Editorial
Desempleo y crisis económica
De acuerdo con cifras del Instituto Mexicano del Seguro Social (IMSS), entre octubre y diciembre del año pasado se perdieron alrededor de 413 mil empleos –entre permanentes y eventuales– en los entornos urbanos del país, lo que constituye la peor caída en la ocupación formal en las pasadas tres administraciones.
Estas cifras apuntalan la percepción generalizada de que –no obstante el desbordado optimismo de los funcionarios del gobierno federal durante el año pasado y a pesar de las negativas a reconocer la gravedad de la actual coyuntura– los efectos de la crisis originada en el sistema financiero estadunidense se han manifestado desde hace meses en la realidad nacional, y lo han hecho en una de sus formas más severas: con la pérdida de decenas de miles de empleos y la consecuente zozobra e incertidumbre para otras tantas familias. Cabe mencionar, como botón de muestra de las afectaciones derivadas de los descalabros financieros planetarios, que la industria manufacturera del país –sector altamente dependiente de los ciclos económicos de la nación vecina– acusó, durante el año pasado, un desplome de 11.3 por ciento en su producción, lo que significó el recorte de 8.22 por ciento de su personal.
A juzgar por las proyecciones realizadas por las autoridades del gobierno federal –que han pronosticado, en el mejor de los casos, un crecimiento de cero por ciento para la economía del país en 2009–, es de suponer que las consecuencias de la presente crisis económica planetaria aún no se han expresado en toda su crudeza, y que faltan por venir meses sumamente difíciles, acompañados de una disminución más severa del mercado laboral, más desempleo y mayor crecimiento del sector informal. Debe considerarse, también, el eventual retorno de connacionales que laboran en Estados Unidos, a consecuencia de la reducción en las oportunidades de empleo en aquel país y de la intensificación de las prácticas de persecución de indocumentados por las autoridades estadunidenses. Esto significa no sólo una caída significativa en las remesas de dólares –que el día de hoy constituyen la segunda fuente de ingresos nacionales–, sino también el engrosamiento de las filas de la desocupación.

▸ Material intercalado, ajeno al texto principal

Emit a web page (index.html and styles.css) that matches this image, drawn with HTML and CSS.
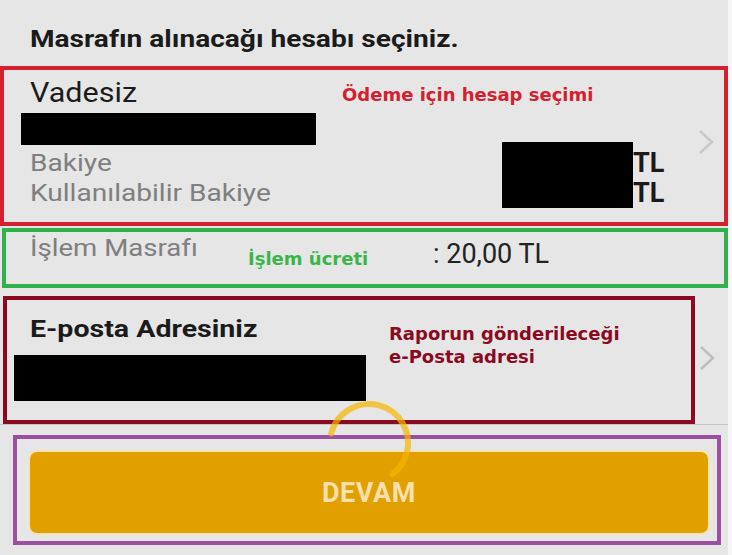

Cierto: la actual crisis económica tuvo su origen en los descalabros sufridos por los sectores hipotecario, bursátil y financiero de Estados Unidos, y poco o nada habrían podido hacer las autoridades mexicanas para evitar esas situaciones; es claro, sin embargo, que los anteriores gobiernos bien pudieron haber tomado medidas previsoras para que la población enfrentara entornos como el presente de manera menos apremiante. La situación del desempleo en el país se ve agravada por la adopción de medidas que perjudican a los trabajadores y sus familias y que contribuyen a la destrucción del entramado social, como el desmantelamiento de mecanismos de bienestar, la aplicación de una política de contención salarial sumamente injusta, la destrucción de los sindicatos y la eliminación de conquistas laborales con el afán de atraer inversiones foráneas. Poco se ha hecho, en cambio, para promover la creación de empleos, el mejoramiento de la educación y los servicios de salud a cargo del Estado, y el combate a la pobreza y la desigualdad, incluso en los periodos de relativo crecimiento económico.
La circunstancia actual demanda un viraje urgente en esas inercias: guste o no, el gobierno debe echar mano de todos los recursos de los que dispone para crear nuevos puestos de trabajo y defender de los actuales, y por restablecer redes de bienestar social que ayuden a mitigar las consecuencias del desempleo. De lo contrario se corre el riesgo de profundizar los impactos de la crisis económica y de acercar al país a escenarios indeseables de descontento social.